Similarly, the recently completed NPRP-EP project led by Texas A&M University at Qatar, addressed Qatar’s grand CO2 challenge via an integrated and multi-disciplinary approach. The main subject of the project, dry reforming of methane (DRM), provides attractive chemistry for Qatar’s infrastructure to re-insert CO2 to produce value-added chemicals and ultra-clean fuels. The novel CARGEN™ technology developed in the project identified a unique pathway to co-produce multi-walled carbon nanotubes (MWCNTs) along with syngas while addressing all the DRM challenges. The project also served to train the next generation of engineers and scientists, while developing state-of-the-art R&D infrastructure to support Qatar’s journey in becoming a low carbon emission economy.

In conclusion, it is abundantly clear that here in Qatar, Earth hour is beyond just a gesture. The Earth Hour and the message it carries give us an opportunity to renew our commitments as individuals, businesses, corporations, and governments to make responsible choices for a sustainable future. As the region’s leading research-funding agency, QNRF has played an important role in developing a research ecosystem to enable our researchers, scientists, and engineers to develop innovative solutions to local and global environmental and energy challenges and we remain committed to our mission to address the increasingly complex challenges faced regionally and around the world.

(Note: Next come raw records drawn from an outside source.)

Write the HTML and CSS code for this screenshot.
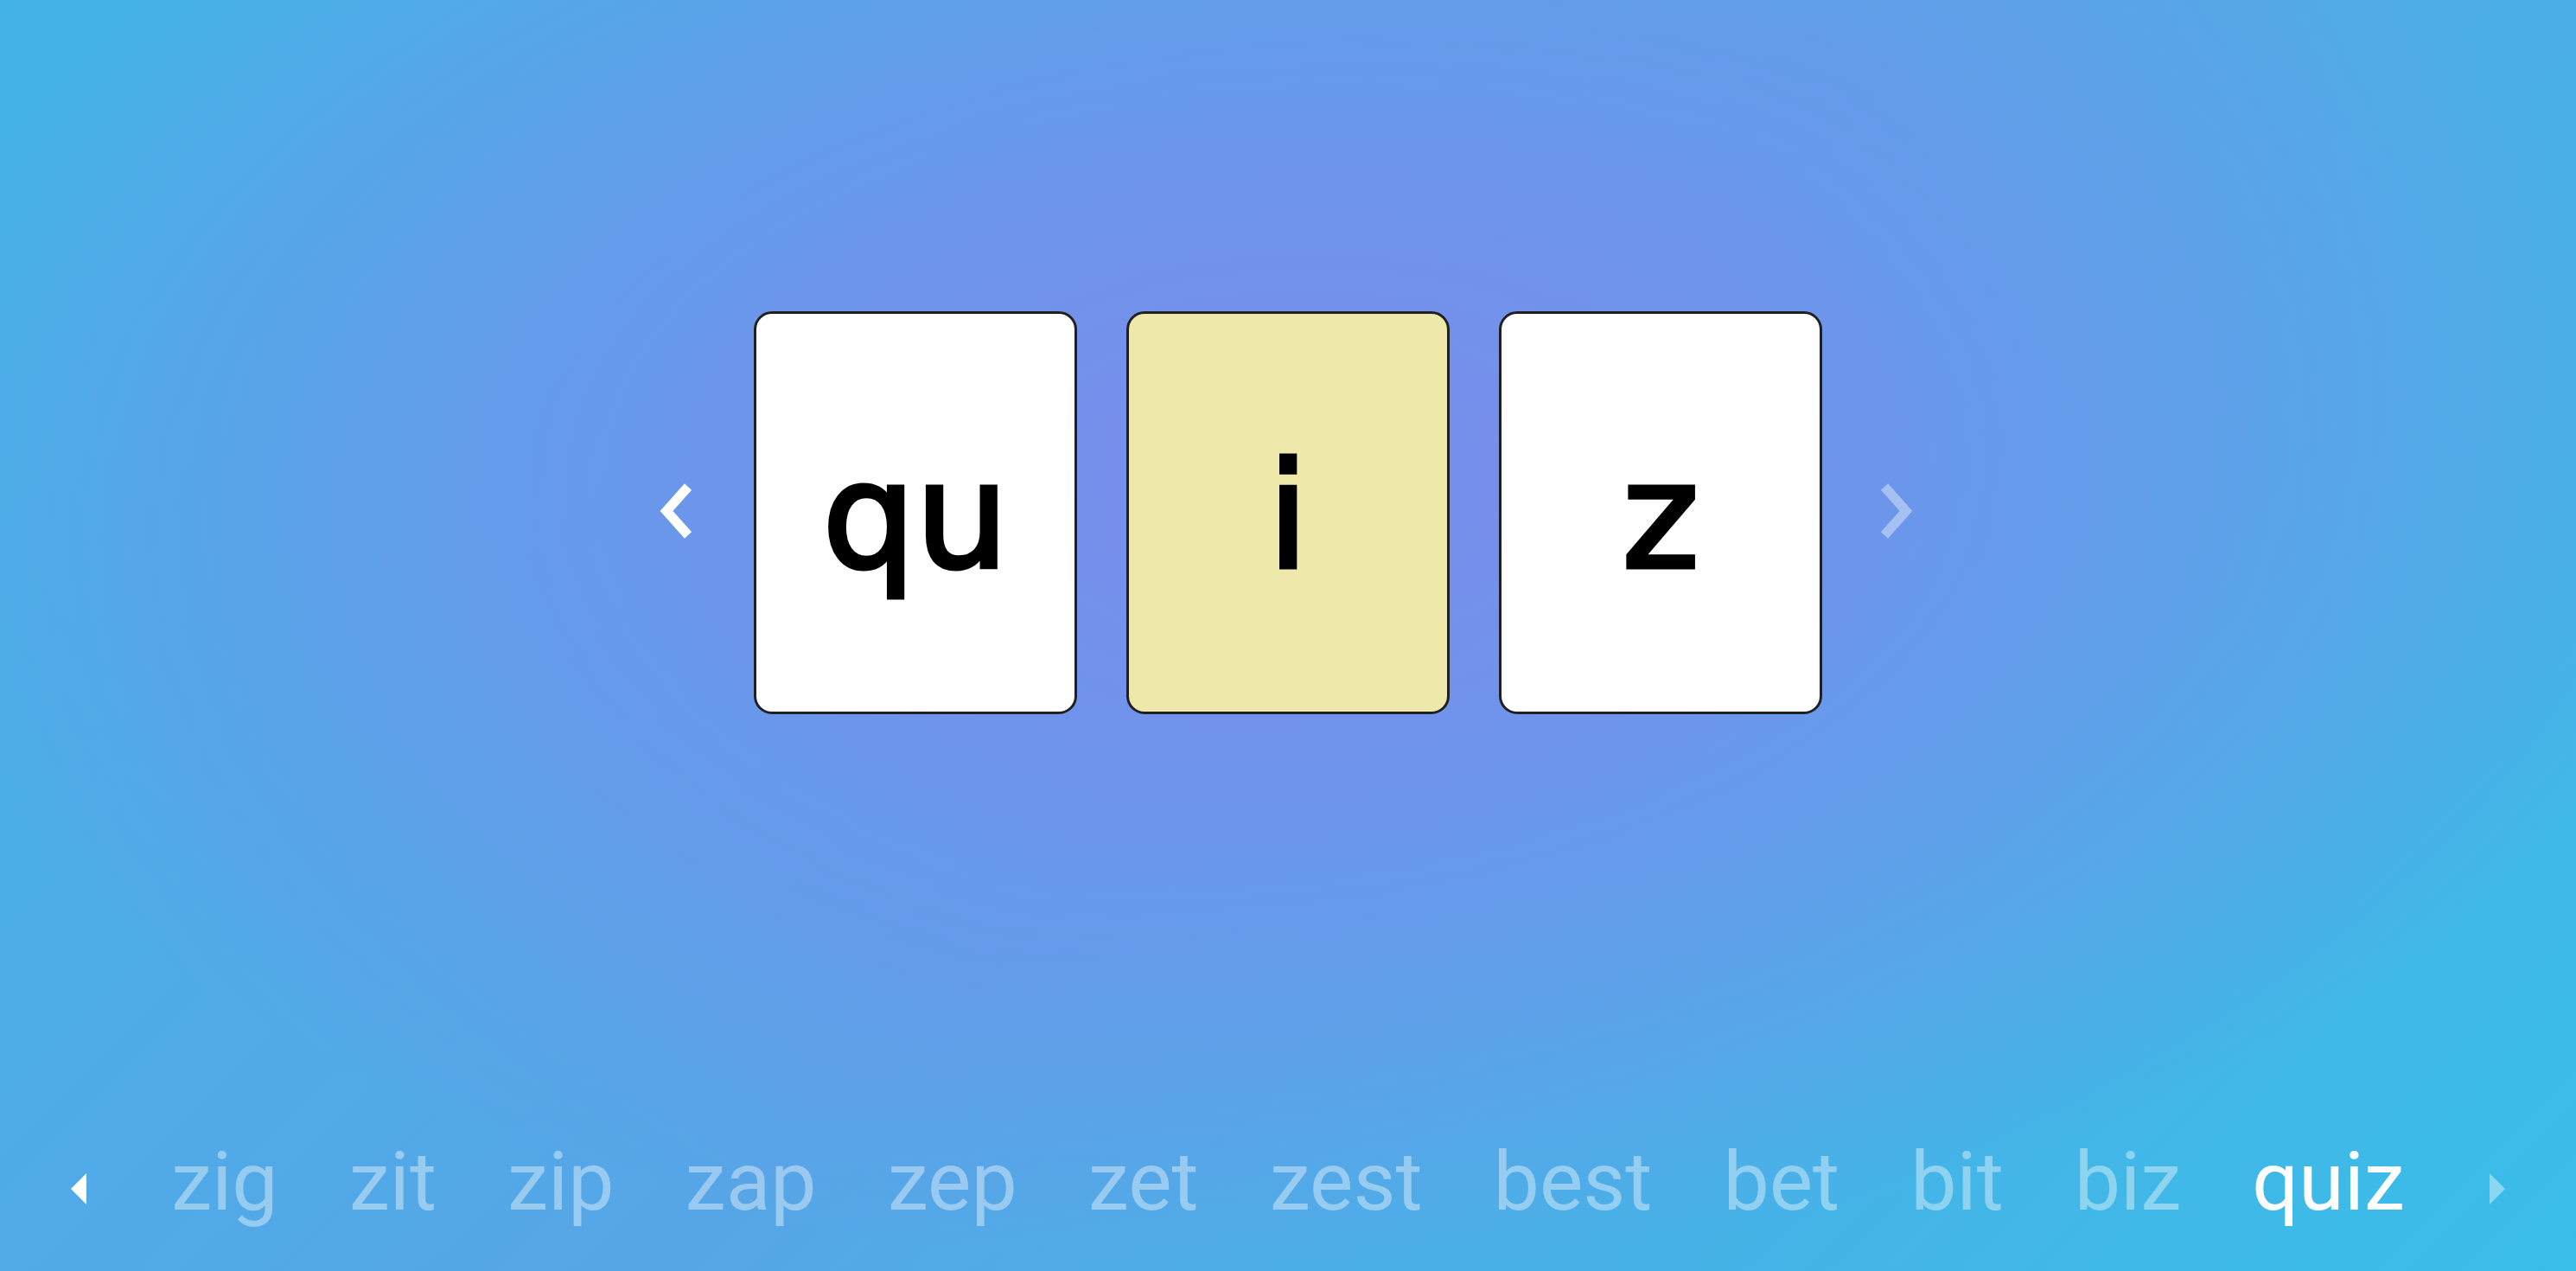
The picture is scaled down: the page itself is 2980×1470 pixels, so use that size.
FILE: index.html
```html
<!DOCTYPE html>
<html lang="en">
<head>
<meta charset="utf-8">
<title>Word builder</title>
<link rel="stylesheet" href="styles.css">
</head>
<body>
<main class="app">
  <section class="stage">
    <button class="nav nav--prev" aria-label="Previous">
      <svg viewBox="0 0 40 66" width="40" height="66"><polyline points="33,5 8,33 33,61"/></svg>
    </button>
    <div class="tiles">
      <div class="tile">qu</div>
      <div class="tile tile--active">i</div>
      <div class="tile">z</div>
    </div>
    <button class="nav nav--next nav--disabled" aria-label="Next">
      <svg viewBox="0 0 40 66" width="40" height="66"><polyline points="7,5 32,33 7,61"/></svg>
    </button>
  </section>
  <nav class="words">
    <button class="arrow arrow--prev" aria-label="Previous word">
      <svg viewBox="0 0 18 36" width="18" height="36"><polygon points="18,0 0,18 18,36"/></svg>
    </button>
    <span class="word">zig</span>
    <span class="word">zit</span>
    <span class="word">zip</span>
    <span class="word">zap</span>
    <span class="word">zep</span>
    <span class="word">zet</span>
    <span class="word">zest</span>
    <span class="word">best</span>
    <span class="word">bet</span>
    <span class="word">bit</span>
    <span class="word">biz</span>
    <span class="word word--current">quiz</span>
    <button class="arrow arrow--next arrow--disabled" aria-label="Next word">
      <svg viewBox="0 0 18 36" width="18" height="36"><polygon points="0,0 18,18 0,36"/></svg>
    </button>
  </nav>
</main>
</body>
</html>
```
FILE: styles.css
```css
* { box-sizing: border-box; }

html, body {
  margin: 0;
  height: 100%;
}

body {
  background:
    radial-gradient(ellipse 55% 62% at 50% 38%, rgba(122, 140, 236, 1) 0%, rgba(116, 144, 236, 0.8) 40%, rgba(100, 160, 235, 0) 100%),
    linear-gradient(135deg, #44b3e8 0%, #56a6e7 50%, #39bee8 100%);
  font-family: "Roboto", "Liberation Sans", sans-serif;
  overflow: hidden;
}

.app {
  display: flex;
  flex-direction: column;
  min-height: 100vh;
}

.stage {
  display: grid;
  grid-template-columns: 1fr auto 1fr;
  align-items: center;
  padding-top: 360px;
}

.nav {
  background: none;
  border: 0;
  padding: 0;
  display: flex;
  cursor: pointer;
}

.nav svg polyline {
  fill: none;
  stroke: #ffffff;
  stroke-width: 11;
  stroke-linejoin: miter;
  stroke-linecap: butt;
}

.nav--prev {
  justify-self: end;
  margin-right: 69px;
  margin-top: -4px;
}

.nav--next {
  justify-self: start;
  margin-left: 65px;
  margin-top: -4px;
}

.nav--disabled svg polyline {
  stroke: rgba(255, 255, 255, 0.4);
}

.tiles {
  display: flex;
  gap: 57px;
}

.tile {
  width: 374px;
  height: 466px;
  background: #ffffff;
  border: 3px solid #202020;
  border-radius: 21px;
  display: flex;
  align-items: center;
  justify-content: center;
  padding-top: 8px;
  font-family: "DejaVu Sans", "Lato", sans-serif;
  font-weight: 400;
  font-size: 170px;
  line-height: 1;
  color: #000000;
  -webkit-text-stroke: 5px #000000;
  paint-order: stroke fill;
}

.tile--active {
  background: #eee8aa;
}

.words {
  margin-top: auto;
  display: flex;
  justify-content: center;
  align-items: center;
  gap: 82px;
  padding-bottom: 48px;
  font-size: 95px;
  line-height: 111px;
}

.word {
  color: rgba(255, 255, 255, 0.4);
}

.word--current {
  color: #ffffff;
}

.arrow {
  background: none;
  border: 0;
  padding: 0;
  display: flex;
  margin-top: 16px;
  cursor: pointer;
}

.arrow--prev {
  margin-right: 16px;
}

.arrow--next {
  margin-left: 16px;
}

.arrow svg polygon {
  fill: #ffffff;
}

.arrow--disabled svg polygon {
  fill: rgba(255, 255, 255, 0.4);
}
```
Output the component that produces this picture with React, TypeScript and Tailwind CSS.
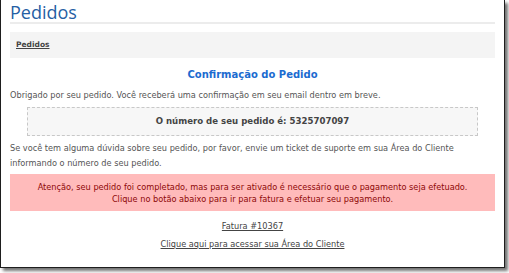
import React from 'react';

export default function App() {
  return (
    <div className="w-[509px] h-[273px] bg-white overflow-hidden">
      <div className="w-[505px] h-[268px] bg-white border-l border-r border-b border-[#1e1e1e] shadow-[3px_3px_3px_rgba(0,0,0,0.55)] px-[9px] font-['DejaVu_Sans',sans-serif] text-[8.2px] text-[#555]">
        {/* Title */}
        <h1 className="pt-[2px] font-['Open_Sans',sans-serif] text-[18px] leading-[20px] text-[#2560a4] border-b-2 border-[#ececec]">
          Pedidos
        </h1>

        {/* Breadcrumb */}
        <div className="mt-[8px] h-[26px] bg-[#f4f4f4] flex items-center px-[6px]">
          <a className="font-bold underline text-[#444] text-[7.5px]">Pedidos</a>
        </div>

        <h2 className="mt-[10px] text-center font-bold text-[10px] text-[#1b6bd0] leading-[14px]">
          Confirmação do Pedido
        </h2>

        <p className="mt-[6px] leading-[14px]">
          Obrigado por seu pedido. Você receberá uma confirmação em seu email dentro em breve.
        </p>

        <div className="mx-[17px] mt-[5px] h-[29px] flex items-center justify-center border border-dashed border-[#c8c8c8] bg-[#f7f7f7] font-bold text-[#444] text-[8.6px]">
          O número de seu pedido é: 5325707097
        </div>

        <p className="mt-[5px] leading-[15px]">
          Se você tem alguma dúvida sobre seu pedido, por favor, envie um ticket de suporte em sua Área do Cliente informando o número de seu pedido.
        </p>

        <div className="mt-[3px] h-[37px] bg-[#ffbbbb] flex flex-col justify-center items-center text-center text-[#8e0808] leading-[12px]">
          <div>Atenção, seu pedido foi completado, mas para ser ativado é necessário que o pagamento seja efetuado.</div>
          <div>Clique no botão abaixo para ir para fatura e efetuar seu pagamento.</div>
        </div>

        <div className="mt-[9px] text-center leading-[12px]">
          <a className="underline text-[#444]">Fatura #10367</a>
        </div>
        <div className="mt-[6px] text-center leading-[12px]">
          <a className="underline text-[#444]">Clique aqui para acessar sua Área do Cliente</a>
        </div>
      </div>
    </div>
  );
}
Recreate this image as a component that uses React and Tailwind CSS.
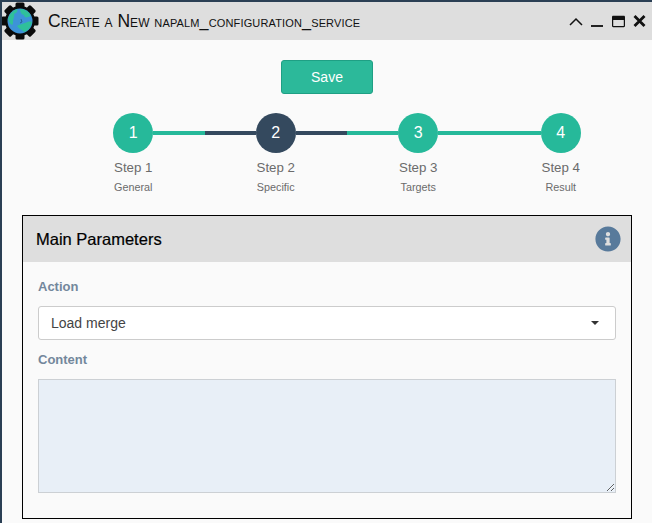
import React from 'react';
import { FaInfoCircle, FaRegWindowMaximize } from 'react-icons/fa';

const steps = [
  { n: 1, title: 'General', left: '', right: 'bg-[#26b99a]', circle: 'bg-[#26b99a]' },
  { n: 2, title: 'Specific', left: 'bg-[#34495e]', right: 'bg-[#34495e]', circle: 'bg-[#34495e]' },
  { n: 3, title: 'Targets', left: 'bg-[#26b99a]', right: 'bg-[#26b99a]', circle: 'bg-[#26b99a]' },
  { n: 4, title: 'Result', left: 'bg-[#26b99a]', right: '', circle: 'bg-[#26b99a]' },
];

function Logo() {
  const teeth = [0, 45, 90, 135, 180, 225, 270, 315];
  return (
    <svg width="40" height="40" viewBox="0 0 40 40" className="shrink-0 -ml-[2px]">
      {teeth.map((a) => (
        <rect key={a} x="15.5" y="1.5" width="9" height="8" rx="1.5" fill="#0b0b0b" transform={`rotate(${a} 20 20)`} />
      ))}
      <circle cx="20" cy="20" r="15" fill="#0b0b0b" />
      <circle cx="20" cy="20" r="12.5" fill="#3d93d8" />
      <path d="M8 18c1-4 4-8 9-10 1 2 0 4-3 5 1 3-1 4-1 8 0 1 0 2-1 3-2-1-3-3-4-6z" fill="#2fc09a" />
      <path d="M20 8c4 0 8 2 10 5 1 2 0 3-2 3-2 1-4 0-4-2-2 0-4-3-4-6z" fill="#2fc09a" />
      <path d="M17 25c3-2 6-2 8-3 2-1 5-2 7-1-1 5-4 9-8 10-1-2-5-3-7-6z" fill="#2fc09a" />
      <path d="M21 18l1 3-2 1" stroke="#1d4f78" strokeWidth="0.7" fill="none" />
    </svg>
  );
}

function Step({ step }) {
  return (
    <div className="w-[142.5px] flex flex-col items-center">
      <div className="w-full flex items-center">
        <div className={`flex-1 h-1 ${step.left}`}></div>
        <div className={`w-10 h-10 rounded-full flex items-center justify-center text-white text-base ${step.circle}`}>
          {step.n}
        </div>
        <div className={`flex-1 h-1 ${step.right}`}></div>
      </div>
      <div className="mt-[7px] text-[13.3px] leading-4 text-[#6b6b6b]">Step {step.n}</div>
      <div className="mt-[3px] text-[10.8px] leading-4 text-[#6b6b6b]">{step.title}</div>
    </div>
  );
}

export default function App() {
  return (
    <div className="w-[652px] h-[523px] overflow-hidden bg-[#fafafa] border-t-2 border-l-2 border-[#2a3f54] font-['Liberation_Sans',Arial,sans-serif]">
      <div className="h-[38px] bg-[#dedede] flex items-center">
        <Logo />
        <div className="ml-[8px] text-[17.5px] text-[#111] [font-variant:small-caps] whitespace-nowrap">
          Create a New <span className="text-[16.2px] tracking-[0.14px]">napalm_configuration_service</span>
        </div>
        <div className="ml-auto mr-[6px] flex items-center text-[#111]">
          <svg width="14" height="9" viewBox="0 0 14 9" fill="none" stroke="#111" strokeWidth="1.5">
            <path d="M1 8 L7 2 L13 8" />
          </svg>
          <div className="ml-[8px] mt-[10px] w-[12px] h-[2px] bg-[#222]"></div>
          <FaRegWindowMaximize className="ml-[9px] text-[13px]" />
          <svg width="13" height="12" viewBox="0 0 13 12" fill="none" stroke="#111" strokeWidth="2.8" className="ml-[8px]">
            <path d="M1.5 1 L11.5 11 M11.5 1 L1.5 11" />
          </svg>
        </div>
      </div>

      <div className="flex justify-center mt-5">
        <button className="w-[92px] h-[34px] bg-[#2cb99a] border border-[#1f9f84] rounded-[3px] text-white text-sm">
          Save
        </button>
      </div>

      <div className="flex ml-[60px] mt-[19px]">
        {steps.map((s) => (
          <Step key={s.n} step={s} />
        ))}
      </div>

      <div className="ml-5 mt-[20px] w-[610px] h-[304px] border border-black bg-[#fafafa]">
        <div className="h-[46px] bg-[#dedede] flex items-center justify-between pl-[13px] pr-[10px]">
          <div className="text-[16.5px] text-black font-medium [-webkit-text-stroke:0.2px_black]">Main Parameters</div>
          <FaInfoCircle className="text-[26px] text-[#587a9b]" />
        </div>
        <div className="px-[15px]">
          <div className="mt-[17px] text-[13px] leading-4 font-bold text-[#73879c]">Action</div>
          <div className="mt-[11px] h-[34px] bg-white border border-[#cccccc] rounded-[3px] flex items-center justify-between pl-3 pr-4 text-sm text-[#444]">
            <span>Load merge</span>
            <span className="w-0 h-0 border-x-4 border-x-transparent border-t-4 border-t-[#333]"></span>
          </div>
          <div className="mt-[12px] text-[13px] leading-4 font-bold text-[#73879c]">Content</div>
          <textarea className="block mt-[11px] w-full h-[114px] bg-[#e8eff7] border border-[#ccd0d4] outline-none"></textarea>
        </div>
      </div>
    </div>
  );
}
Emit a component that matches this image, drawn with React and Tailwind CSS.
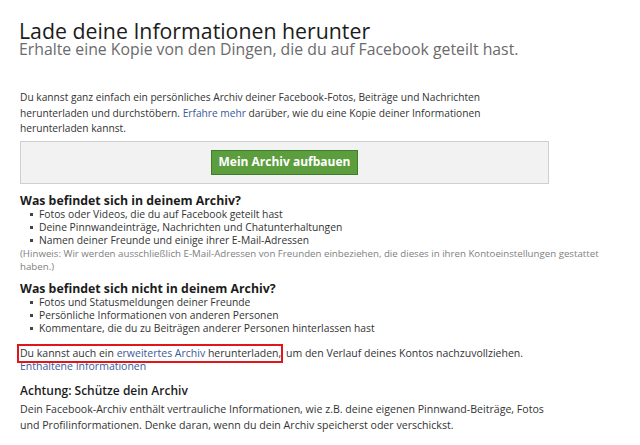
export default function App() {
  const Bullet = () => <span className="w-[3px] h-[3px] bg-[#444] inline-block shrink-0" />;
  return (
    <div className="w-[640px] h-[445px] bg-white overflow-hidden" style={{ fontFamily: '"Open Sans", sans-serif' }}>
      <div className="pl-[19px] pt-[22px] w-[620px]">
        <h1 className="text-[21.3px] leading-[18px] text-[#1c1c1c]">Lade deine Informationen herunter</h1>
        <h2 className="mt-[1px] text-[15.8px] leading-[16px] text-[#6b6b6b]">Erhalte eine Kopie von den Dingen, die du auf Facebook geteilt hast.</h2>
        <p className="mt-[33px] text-[10.2px] leading-[15.5px] text-[#333] pl-px">
          Du kannst ganz einfach ein persönliches Archiv deiner Facebook-Fotos, Beiträge und Nachrichten
          <br />
          herunterladen und durchstöbern. <span className="text-[#3b5998]">Erfahre mehr</span> darüber, wie du eine Kopie deiner Informationen
          <br />
          herunterladen kannst.
        </p>
        <div className="mt-[4px] ml-px w-[529px] h-[43px] bg-[#f2f2f2] border border-[#cfcfcf] flex items-center justify-center">
          <div className="w-[147px] h-[25px] bg-[#5c9e3d] border border-[#3f7d2a] flex items-center justify-center text-white font-bold text-[12px]">
            Mein Archiv aufbauen
          </div>
        </div>
        <div className="mt-[9px] pl-px">
          <div className="text-[12.3px] leading-[15px] font-bold text-[#1c1c1c]">Was befindet sich in deinem Archiv?</div>
          <ul className="text-[10.3px] leading-[13px] text-[#333] pl-[10px]">
            <li className="flex items-center gap-[6px]"><Bullet />Fotos oder Videos, die du auf Facebook geteilt hast</li>
            <li className="flex items-center gap-[6px]"><Bullet />Deine Pinnwandeinträge, Nachrichten und Chatunterhaltungen</li>
            <li className="flex items-center gap-[6px]"><Bullet />Namen deiner Freunde und einige ihrer E-Mail-Adressen</li>
          </ul>
          <p className="text-[9.7px] leading-[13px] text-[#808080]">
            (Hinweis: Wir werden ausschließlich E-Mail-Adressen von Freunden einbeziehen, die dieses in ihren Kontoeinstellungen gestattet
            <br />
            haben.)
          </p>
        </div>
        <div className="mt-[8px] pl-px">
          <div className="text-[12.3px] leading-[15px] font-bold text-[#1c1c1c]">Was befindet sich nicht in deinem Archiv?</div>
          <ul className="text-[10.3px] leading-[13px] text-[#333] pl-[10px]">
            <li className="flex items-center gap-[6px]"><Bullet />Fotos und Statusmeldungen deiner Freunde</li>
            <li className="flex items-center gap-[6px]"><Bullet />Persönliche Informationen von anderen Personen</li>
            <li className="flex items-center gap-[6px]"><Bullet />Kommentare, die du zu Beiträgen anderer Personen hinterlassen hast</li>
          </ul>
        </div>
        <div className="mt-[12px] text-[10.5px] leading-[13px] text-[#333]">
          <div className="relative">
            <span className="absolute left-[-2px] top-[-3px] w-[266px] h-[19px] border-2 border-[#e0161b]" />
            <span className="pl-px">Du kannst auch ein </span><span className="text-[#3b5998]">erweitertes Archiv</span> herunterladen, <span className="ml-[2px]">um den Verlauf deines Kontos nachzuvollziehen.</span>
          </div>
          <div className="text-[#3b5998] pl-px">Enthaltene Informationen</div>
        </div>
        <div className="mt-[11px] pl-px">
          <div className="text-[12px] leading-[14px] font-semibold text-[#1c1c1c]">Achtung: Schütze dein Archiv</div>
          <p className="mt-[3px] text-[10.6px] leading-[16.5px] text-[#333]">
            Dein Facebook-Archiv enthält vertrauliche Informationen, wie z.B. deine eigenen Pinnwand-Beiträge, Fotos
            <br />
            und Profilinformationen. Denke daran, wenn du dein Archiv speicherst oder verschickst.
          </p>
        </div>
      </div>
    </div>
  );
}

* Dr. Parakalan Krishnamachari is the Program Manager for Energy & Environment at QNRF. He holds a PhD in Energy and Environmental Systems from North Carolina A&T State University. A major part of his role at QNRF includes interacting regularly with stakeholders (academic, public and private sectors) with strategic motives of local capacity building, technological innovation, and adoption.  His current interests include research strategy & policy and impact assessment.